Une Europe plus verte et plus humaine
Le pacte vert de la Commission européenne sera aussi au cœur de l’agenda de la présidence française avec l’objectif d’accéder à la neutralité carbone en 2050. Le numérique sera au cœur des priorités de la France en insistant sur la lutte contre la haine en ligne mais en prévoyant aussi un régime de responsabilité des grandes plateformes du numérique.
Le modèle social européen continuera à faire l’objet de toutes les attentions avec l’ambition affichée d’aller vers un salaire minimum décent.
C’est aussi à l’occasion de la présidence française que seront conclus les travaux de la Conférence sur l’avenir de l’Europe en mai 2022, outre la création envisagée d’un service civique européen de 6 mois ouvert à tous les jeunes de moins de 25 ans pour un échange universitaire ou d’apprentissage, un stage ou une action associative.
L’impact de l’élection présidentielle française
Par un hasard du calendrier, cette présidence correspond avec l’élection majeure à la présidence de la République qui aura lieu les 10 et 24 avril 2022. Certains ont critiqué cette concordance des temps.
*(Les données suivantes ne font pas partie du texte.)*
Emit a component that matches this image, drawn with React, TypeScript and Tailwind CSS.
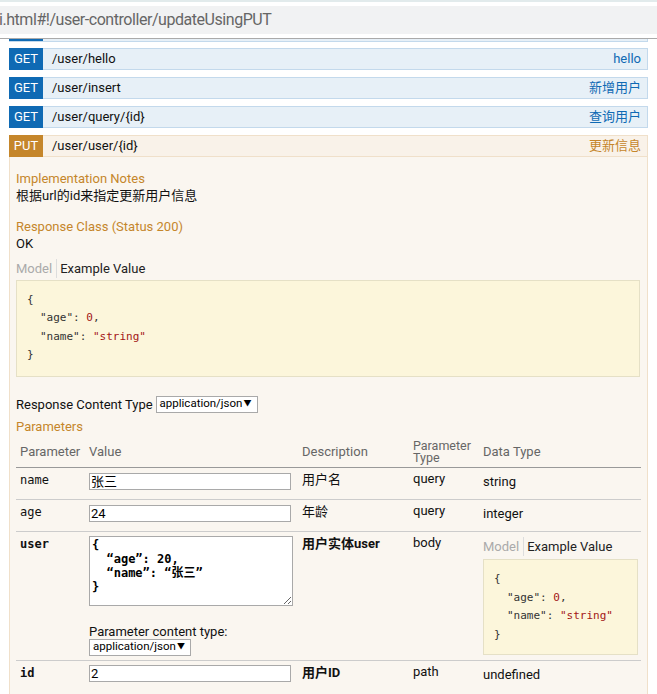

Toutefois, les défis posés à l’Europe sont si importants et majeurs qu’il eut été regrettable de renoncer à cette présidence pour des motifs de politique intérieure. Par ailleurs, un président si attaché à la construction européenne ne pouvait laisser passer son tour. La crainte de ses opposants est qu’il tire un bénéfice politique de cette présidence dans le cadre de la campagne électorale.
Quoi qu’il en soit, les Français sauront faire la part des choses et ne pas confondre la politique intérieure et la politique européenne, à supposer qu’il existe une réelle étanchéité entre les deux. Enfin, l’aspect positif est incontestablement que l’Europe sera au cœur de la campagne électorale, d’une part. D’autre part, cela impliquera nécessairement que tous les candidats se positionnent sur les enjeux européens de la France.